A new round of treats and drinks was set out for us, and then we gathered around to pray for our hosts.  I was glad that we took the time to pray for them because it had been on my heart not to leave this house without praying for them.  Each person prayed for them in English—much to my surprise.  Although I am fluent in Italian, I still struggle to pray in Italian.  I think it’s just because I am so used to speaking to God in English.  The only time God has ever spoken to me in Italian was when He had a specific word for an Italian-speaker, and I think He wanted to save me the trouble of translation.

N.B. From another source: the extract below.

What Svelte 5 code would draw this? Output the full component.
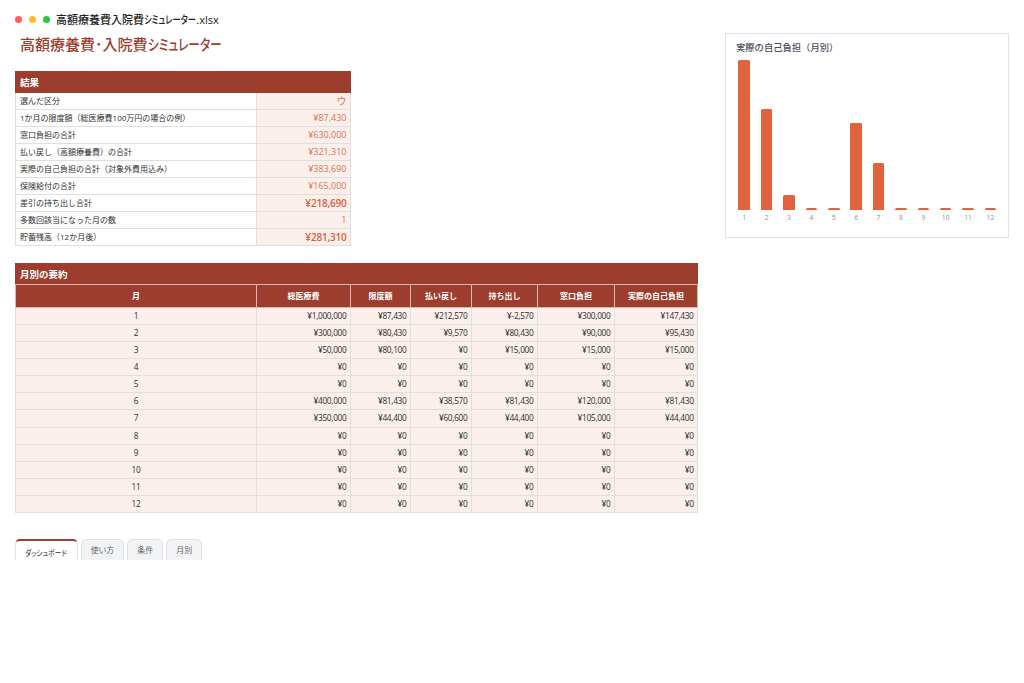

This visit and the warm welcome that I had received (not only from our hosts, but from everybody there) had really brought home the message that I am loved.  In a powerful way, I understood that I am loved.

Of course, being here in my capacity as midwife to bring new worship teams to Tabernacles is the best overall aspect of Tabernacles.  I have said again and again that I don’t feel like I really did anything.  All this was birthed from my determination to bring Italian worship to Tabernacles last year—even if that was only me alone.  Then God put Team Italy together for me.

This year the Italian team contacted me, saying that they are coming to Tabernacles, but that they don’t need me on their team.  I was overjoyed: the baby had been successfully born and is now walking.  But I did wonder what I could do for Tabernacles.  And almost as soon as I wondered about it, the phone rang, and it was Max.  He said, “I hear that you bring teams to the Feast of Tabernacles in Poland.  I want to go.”  So, Team Albania came together from a group of worshiping friends and it looks like this: Max, who is Albanian; Guy, Ivorian; Sally, British; and Allegra and me, Americans.  We are from four different countries and three continents, and we all met just a year and a half ago in Milan.

Friends who only see me once a year at Tabernacles have asked if I’ve moved to Albania, and how it is that I’ve brought an Albanian team this year.  I tell them: “The short answer is God.”  God is good!